Case Law State v. McKinney

State v. McKinney

Document Cited Authorities (86) Cited in (68) Related
OPINION

FELDMAN, Chief Justice.

This consolidated appeal is the first for these defendants following their convictions for two murders, committed two weeks apart, during the commission of residential burglaries. The trials were held simultaneously using dual juries, which this court approved in advance. 1 On November 12, 1992, McKinney's jury found him guilty of first degree murder for the deaths of Christene Mertens and Jim McClain. That same day, Hedlund's jury found him guilty of second degree murder for Mertens' death and guilty of first degree murder for McClain's death. The court sentenced McKinney to death on both of his first degree murder convictions and sentenced Hedlund to death for his first degree murder conviction. Appeal of each judgment and sentence is automatic. Ariz.R.Crim.P. 26.15 and 31.2(b). This court has jurisdiction under Ariz. Const. art. VI, § 5(3) and A.R.S. §§ 13-4031 and 13-4033(A).

BACKGROUND

Beginning February 28, 1991, James Erin McKinney and Charles Michael Hedlund (Defendants) commenced a residential burglary spree for the purpose of obtaining cash or property. In the course of their extensive planning for these crimes, McKinney boasted that he would kill anyone who happened to be home during a burglary and Hedlund stated that anyone he found would be beaten in the head.

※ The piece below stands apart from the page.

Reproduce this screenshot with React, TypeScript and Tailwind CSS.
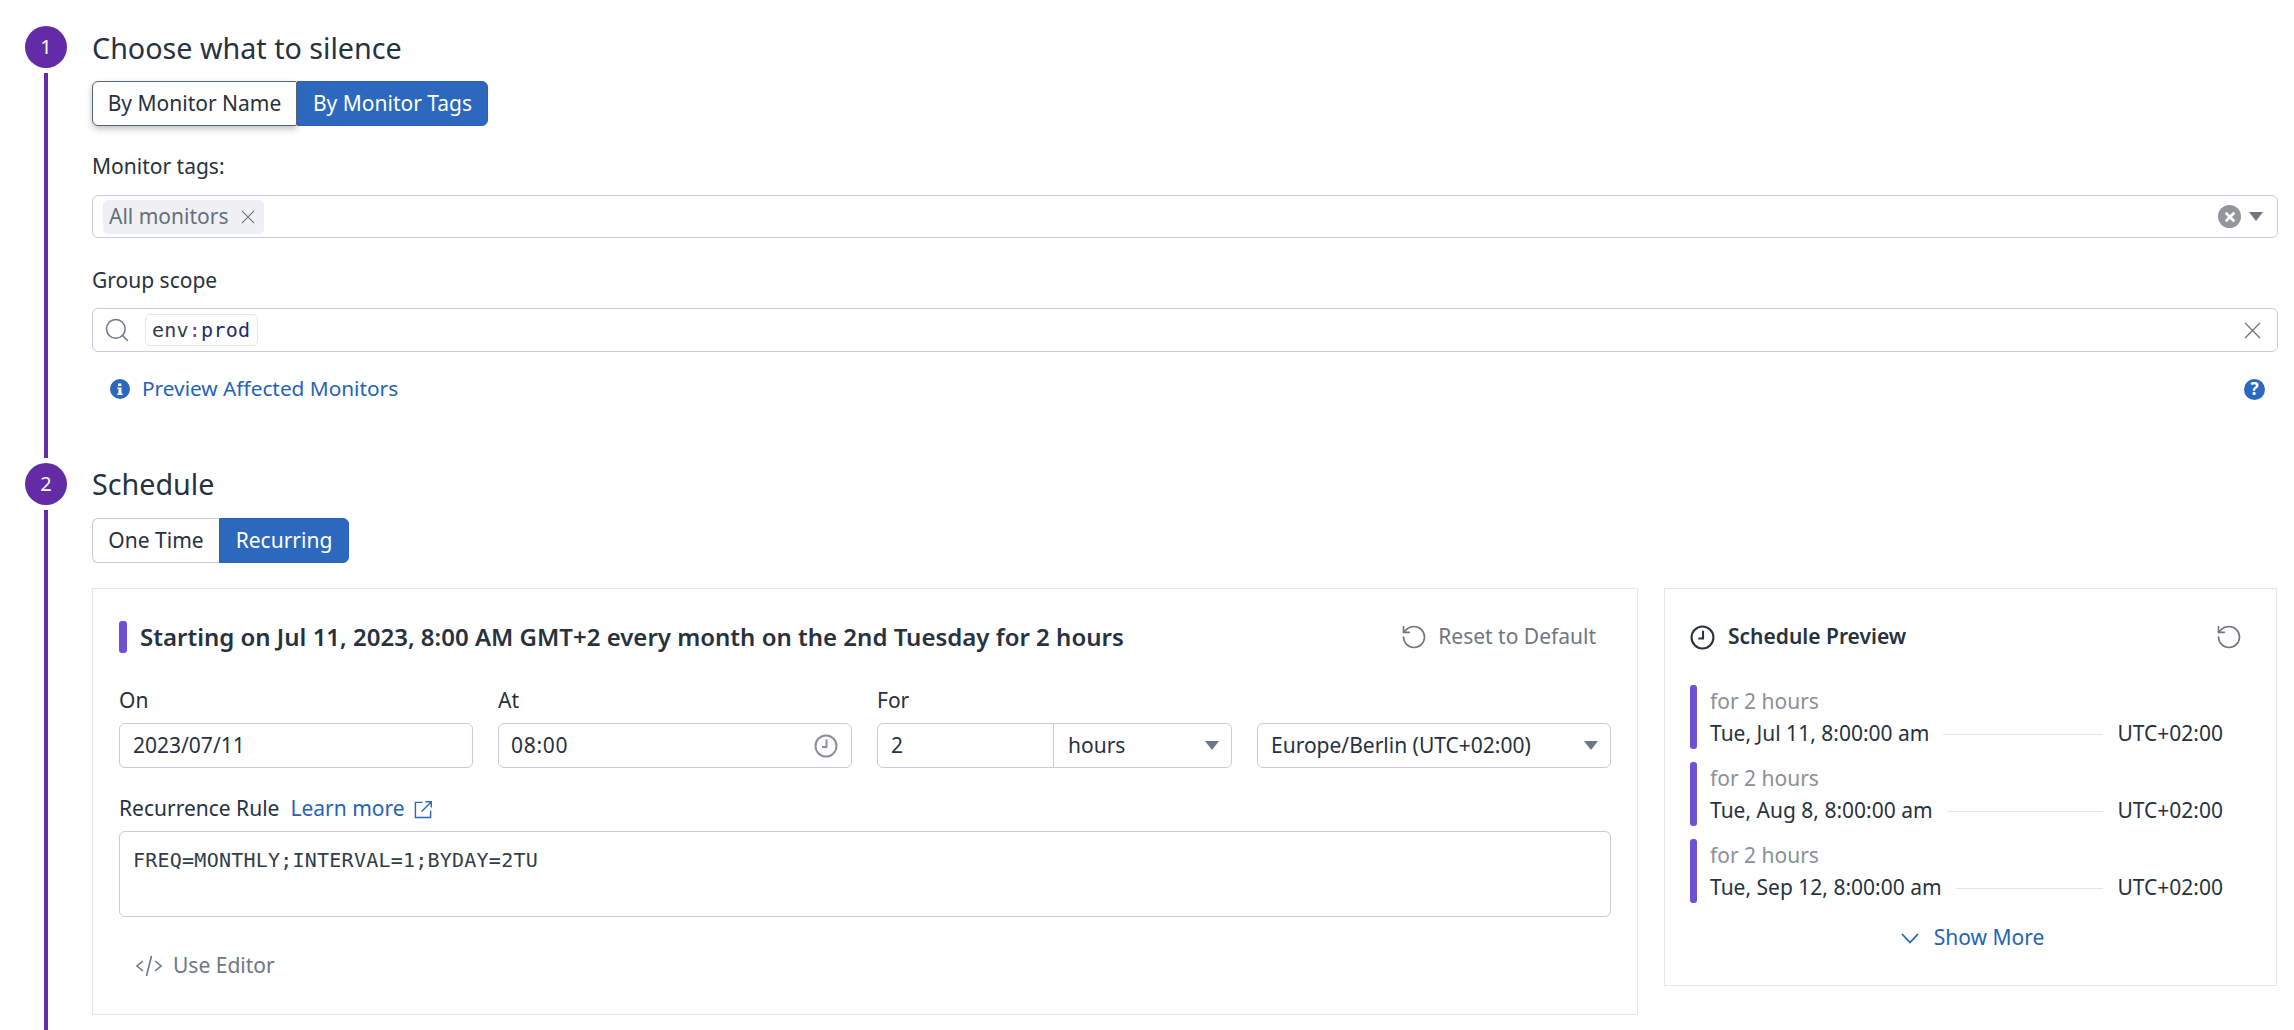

Defendants enlisted two friends to provide information on good burglary targets and to help with the burglaries. These two friends, Joe Lemon and Chris Morris, were not physically involved in the burglaries in which the murders occurred. It was from Lemon and Morris, however, that Defendants learned that Christene Mertens would make a good burglary target.

The first burglary in the spree occurred on February 28, 1991. Mertens' home was the intended target that night, but she came home and scared the would-be burglars away. A different residence was chosen to burglarize, but Defendants obtained nothing of value. Both Defendants, as well as Lemon and Morris, were involved in this crime.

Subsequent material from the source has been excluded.